The professor said that he was now studying a John Fante novel. I stated that I had never heard of Fante, and the professor responded that he was mostly known for writing B-movie scripts, but that he had also written some outstanding novels. On one level, it was humbling to have an Italian inform me about an American writer; on the other, I like reading good authors whom I have not read before, and I have now vowed to read Fante’s Bandina Quartet.

As we finally made it to the head of the line, we exchanged contact information, and the spouse and I told the daughter she could stay with us if she visited New York City again, which seemed to excite her since she had enjoyed New York so much.

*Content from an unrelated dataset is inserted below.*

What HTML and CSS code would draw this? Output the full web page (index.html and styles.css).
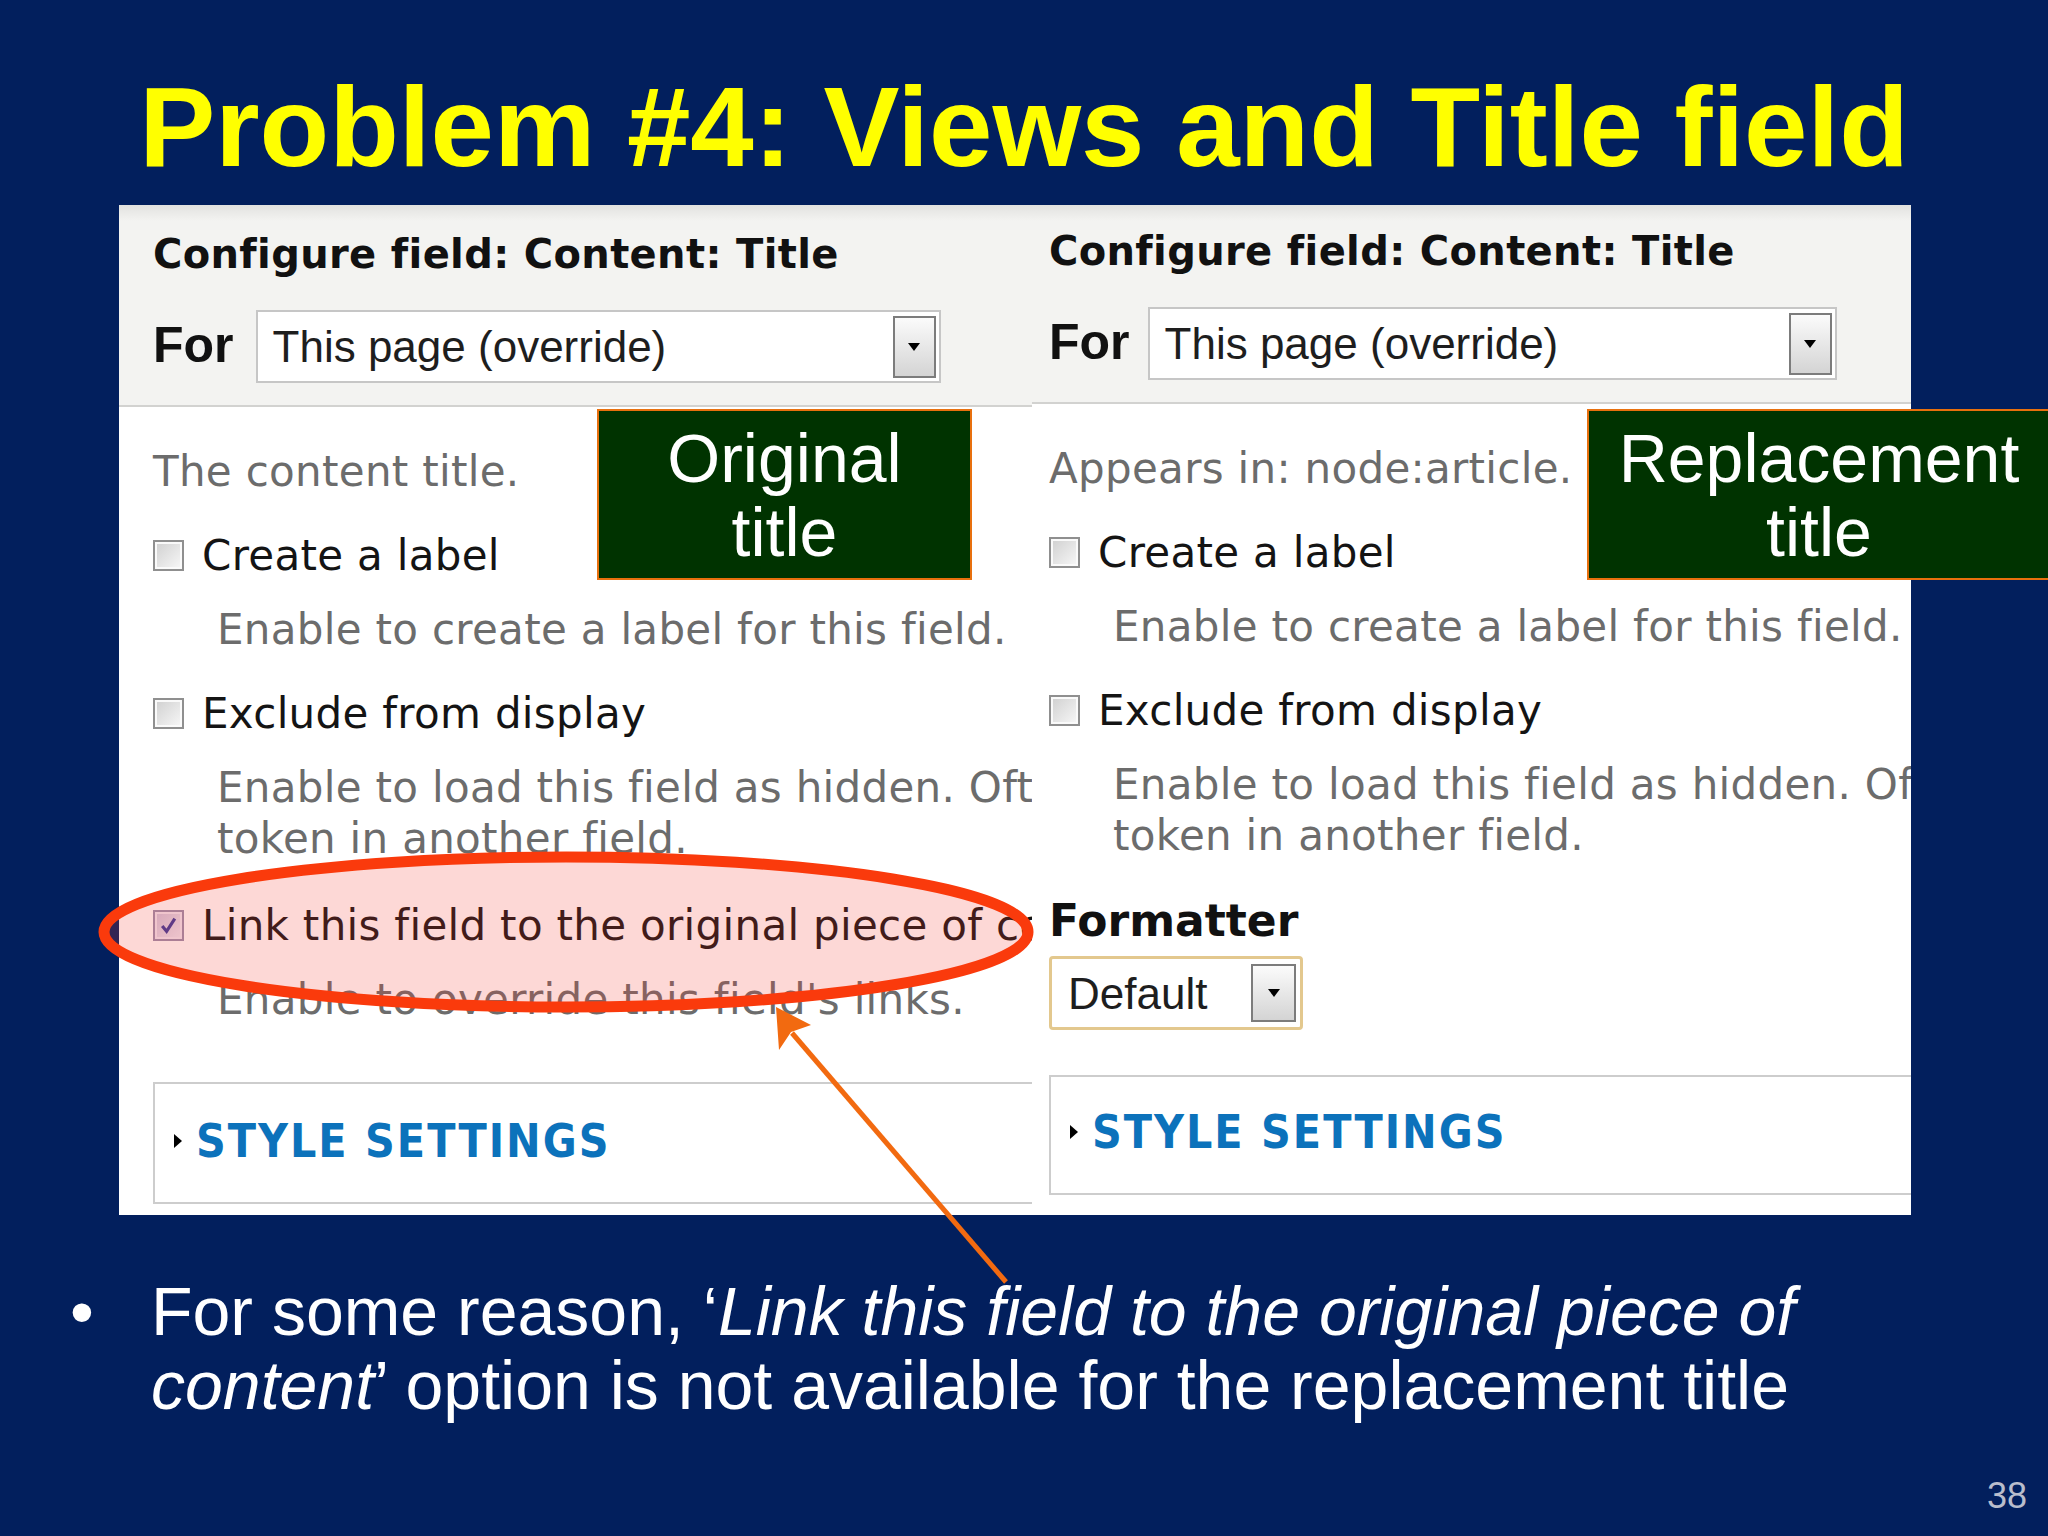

I thought that this was a good start for our trip to Sicily. Before even boarding Alitalia, I had had an interesting conversation and learned things from a person whose path I would like to cross again.

(continued November 21)

Snippets

The spouse asked me what time I wanted to leave to be on time for our restaurant reservation. I answered. She immediately said she wanted to go five minutes earlier, and it was clear that we were going at her preferred time. As I started to ask why she asked me what time I wanted to go, I, of course, knew the answer. If by happenstance I had stated the time when she wanted to go—the time when we would go–she could look like she was merely acquiescing to my wishes.

 

If a mirror flips your image so your left side appears to be your right side, why doesn’t it also flip top and bottom? Why don’t you look as if you are standing on your head when you look in a mirror?

 

The two had co-authored the book of a play I attended. The credit for Leo Schwartz in the Playbill said, “His musical, Till, about Emmett and Mamie Till, won the Mainstreet Musical Theatre Festival in 2016.” The credit for DC Cathro said, “His musical Till, written with award-winning composer Leo Schwartz, was one of three winners in the 2016 Mainstreet Musical Festival.”

 

The Christian radio station gave a few brief Bible readings, although where the sacred words left off and commentary began was not always clear. It also presented short inspirational stories and exhortations. Mostly, however, it played music, and mostly that music fell into the rock category. I remembered back to when rock started. (Alas, I am old enough to remember when “Rocket 88,” Bill Haley, and Elvis Aron were all new.) I recalled how ministers smashed 45s saying that rock was music of the devil. This made me think about how powerful He is. In only the short span ofmy lifetime, He had transformed a genre that would send me into eternal damnation into music that was now for the devout. Hallelujah!

 

“There is no such thing as hell, of course, but if there was, then the sound track to the screaming, the pitchfork action and the infernal wailing of damned souls would be a looped medley of ‘show tunes’ drawn from the annals of musical theater.” Gail Honeyman, Eleanor Oliphant is Completely Fine.

 

I was driving midweek in central Pennsylvania. Signs seemed to be everywhere for a weekend church festival. I was sorry that I was not going to be there then because the festival offered not just the usual entertainment and food, but something that I have never experienced and could not entirely imagine: A Polka Mass!

 

“But, despite the convictions of many of the faithful in any tradition, who are convinced that religion never changes and that their beliefs and practices are identical with those of the founders of their faith, religion must change in order to survive.” Karen Armstrong, Islam: A Short History.